• Australian state Victoria has revised the FiT for small renewable energy sources
  • Households and businesses will be reimbursed AU$11.3 cents per kWh for sending excess power to the grid, instead of AU$5.0 cents per kWh
  • The new rate is applicable from July 1, 2017; it will remain in effect for a period of one year as of now
  • Essential Services Commission will now consult with energy retailers about implementing multi-rate FiTs in the future

The Essential Services Commission (ESC) of Victoria in Australia has announced an increase in the FiT rates for small renewable energy sources. The revised rate now stands at AU$11.3 cents per kWh ($0.09). The new rate will come into effect on July 1, 2017.

This is good news for households and businesses with solar panels that stand to benefit the most from this announcement. It is an increase of AU$6.3 cents from the existing FiT of AU$5.0 cents per kWh. “Of that increase, AU$3.8 cents is a result of wholesale market price increases and AU$2.5 cents is attributable to the avoided social cost of carbon,” stated ESC.
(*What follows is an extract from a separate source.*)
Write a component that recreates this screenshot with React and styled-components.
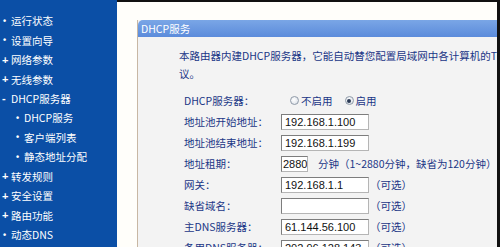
import React from 'react'
import styled, { createGlobalStyle } from 'styled-components'

const GlobalStyle = createGlobalStyle`
    body {
        margin: 0;
        background: #ffffff;
        font-family: "Noto Sans CJK SC", "Liberation Sans", sans-serif;
    }
`

const menu = [
    { label: '运行状态', mark: 'dot' },
    { label: '设置向导', mark: 'dot' },
    { label: '网络参数', mark: 'plus' },
    { label: '无线参数', mark: 'plus' },
    { label: 'DHCP服务器', mark: 'minus' },
    { label: 'DHCP服务', mark: 'dot', sub: true },
    { label: '客户端列表', mark: 'dot', sub: true },
    { label: '静态地址分配', mark: 'dot', sub: true },
    { label: '转发规则', mark: 'plus' },
    { label: '安全设置', mark: 'plus' },
    { label: '路由功能', mark: 'plus' },
    { label: '动态DNS', mark: 'dot' },
]

const marks = { dot: '•', plus: '+', minus: '-' }

function App() {
    return (
        <>
            <GlobalStyle />
            <Page>
                <Sidebar>
                    {menu.map((item) => (
                        <MenuItem key={item.label} $sub={item.sub}>
                            <Mark $kind={item.mark}>{marks[item.mark]}</Mark>
                            {item.label}
                        </MenuItem>
                    ))}
                </Sidebar>
                <Main>
                    <Panel>
                        <PanelHeader>DHCP服务</PanelHeader>
                        <PanelBody>
                            <Description>
                                本路由器内建DHCP服务器，它能自动替您配置局域网中各计算机的TCP/IP协
                                <br />
                                议。
                            </Description>
                            <Form>
                                <Label>DHCP服务器：</Label>
                                <Control>
                                    <RadioOption>
                                        <Radio />
                                        不启用
                                    </RadioOption>
                                    <RadioOption>
                                        <Radio $checked />
                                        启用
                                    </RadioOption>
                                </Control>

                                <Label>地址池开始地址：</Label>
                                <Control>
                                    <Field>192.168.1.100</Field>
                                </Control>

                                <Label>地址池结束地址：</Label>
                                <Control>
                                    <Field>192.168.1.199</Field>
                                </Control>

                                <Label>地址租期：</Label>
                                <Control>
                                    <Field $short>2880</Field>
                                    <Note $gap={10}>分钟（1~2880分钟，缺省为120分钟）</Note>
                                </Control>

                                <Label>网关：</Label>
                                <Control>
                                    <Field>192.168.1.1</Field>
                                    <Note>（可选）</Note>
                                </Control>

                                <Label>缺省域名：</Label>
                                <Control>
                                    <Field></Field>
                                    <Note>（可选）</Note>
                                </Control>

                                <Label>主DNS服务器：</Label>
                                <Control>
                                    <Field>61.144.56.100</Field>
                                    <Note>（可选）</Note>
                                </Control>

                                <Label>备用DNS服务器：</Label>
                                <Control>
                                    <Field>202.96.128.143</Field>
                                    <Note>（可选）</Note>
                                </Control>
                            </Form>
                        </PanelBody>
                    </Panel>
                </Main>
            </Page>
        </>
    )
}

export default App

const Page = styled.div`
    display: flex;
    width: 500px;
    height: 247px;
    overflow: hidden;
`

const Sidebar = styled.div`
    width: 117px;
    flex-shrink: 0;
    background: #0b4fa6;
    padding-top: 11px;
    box-sizing: border-box;
`

const MenuItem = styled.div`
    display: flex;
    align-items: center;
    height: 19.45px;
    padding-left: ${(p) => (p.$sub ? '15px' : '2px')};
    color: #ffffff;
    font-size: 10.5px;
    white-space: nowrap;
`

const Mark = styled.span`
    display: inline-block;
    width: ${(p) => (p.$kind === 'dot' ? '8px' : '9px')};
    margin-left: ${(p) => (p.$kind === 'dot' ? '1px' : '0')};
    font-family: "Liberation Sans", sans-serif;
    font-weight: bold;
    font-size: ${(p) => (p.$kind === 'dot' ? '9px' : '11px')};
`

const Main = styled.div`
    flex: 1;
    min-width: 0;
    display: flex;
    flex-direction: column;
    background: #fffefa;
    border-top: 2px solid #111111;
    border-right: 3px solid #111111;
    padding: 18px 0 0 20px;
    overflow: hidden;
`

const Panel = styled.div`
    flex: 1;
    display: flex;
    flex-direction: column;
    background: #f3f3f3;
    border-left: 1px solid #c8b7a3;
`

const PanelHeader = styled.div`
    height: 17px;
    line-height: 17px;
    padding-left: 3px;
    border-top-left-radius: 5px;
    background: linear-gradient(#7aa6e6, #5b8bdb);
    color: #ffffff;
    font-size: 10.5px;
`

const PanelBody = styled.div`
    padding: 10px 0 0 41px;
`

const Description = styled.div`
    color: #1a3686;
    font-size: 10.5px;
    line-height: 18px;
    white-space: nowrap;
`

const Form = styled.div`
    display: grid;
    grid-template-columns: 97px auto;
    grid-auto-rows: 21px;
    margin: 7px 0 0 5px;
`

const Label = styled.div`
    display: flex;
    align-items: center;
    color: #1a3686;
    font-size: 10.5px;
    white-space: nowrap;
`

const Control = styled.div`
    display: flex;
    align-items: center;
    white-space: nowrap;
`

const Field = styled.div`
    box-sizing: border-box;
    width: ${(p) => (p.$short ? '27px' : '88px')};
    height: 16px;
    line-height: 14px;
    padding: ${(p) => (p.$short ? '0 1px' : '0 3px')};
    overflow: hidden;
    background: #ffffff;
    border: 1px solid #7d7d7d;
    border-right-color: #b5b5b5;
    border-bottom-color: #b5b5b5;
    color: #111111;
    font-family: "Liberation Sans", sans-serif;
    font-size: 11px;
`

const Note = styled.span`
    margin-left: ${(p) => p.$gap ?? 1}px;
    color: #1a3686;
    font-size: 10.5px;
`

const RadioOption = styled.span`
    display: inline-flex;
    align-items: center;
    color: #1a3686;
    font-size: 10.5px;
    margin-left: 9px;
    margin-right: 3px;
`

const Radio = styled.span`
    position: relative;
    box-sizing: border-box;
    width: 9px;
    height: 9px;
    margin-right: 2px;
    border-radius: 50%;
    border: 1px solid #8f9aa8;
    background: radial-gradient(circle at 40% 40%, #ffffff, #d6dce4);

    &::after {
        content: "";
        display: ${(p) => (p.$checked ? 'block' : 'none')};
        position: absolute;
        left: 1.5px;
        top: 1.5px;
        width: 4px;
        height: 4px;
        border-radius: 50%;
        background: #2b3a55;
    }
`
The new rate has been set after the Electricity Industry Act 2000 went through some changes. The amendments require the FiT to be calculated based on wholesale electricity market prices, distribution and transmission losses avoided by the supply of small renewable energy generation, and avoided social costs of carbon and also human health costs owing to reduction in air pollution.
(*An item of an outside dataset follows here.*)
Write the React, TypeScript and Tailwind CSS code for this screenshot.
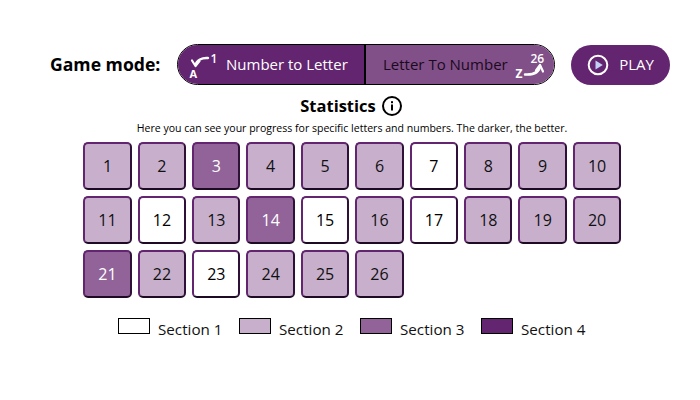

Calling it a ‘fairer price’, Shani Tager of Solar Citizens commented, “We hope to see other regulatory bodies in Australia correcting the market failure that is seeing, in some states, solar producers being paid next to nothing for the power they produce. We are determined to see them follow the lead of Victoria and get a fair price for their solar – right across the country.”

According to community based solar advocacy group, Solar Citizens, nearly all states and territories in the country have a FiT of around AU$5.00 cents to AU$6.00 cents per kWh for rooftop solar. This it says is ‘less than a quarter of the cost of electricity the retailer charges for electricity accessed from the grid’.

As per these changes in the Act, ESC was at liberty to set multi-rate tariffs, instead it has set a flat rate. The new rate will be applicable for the first
year after the new legislation. It gives enough time to the commission to consult energy retailers on the implementation of multi-rate FiTs in future years.

The ESC will be making the final minimum rate determination for every year on February 28.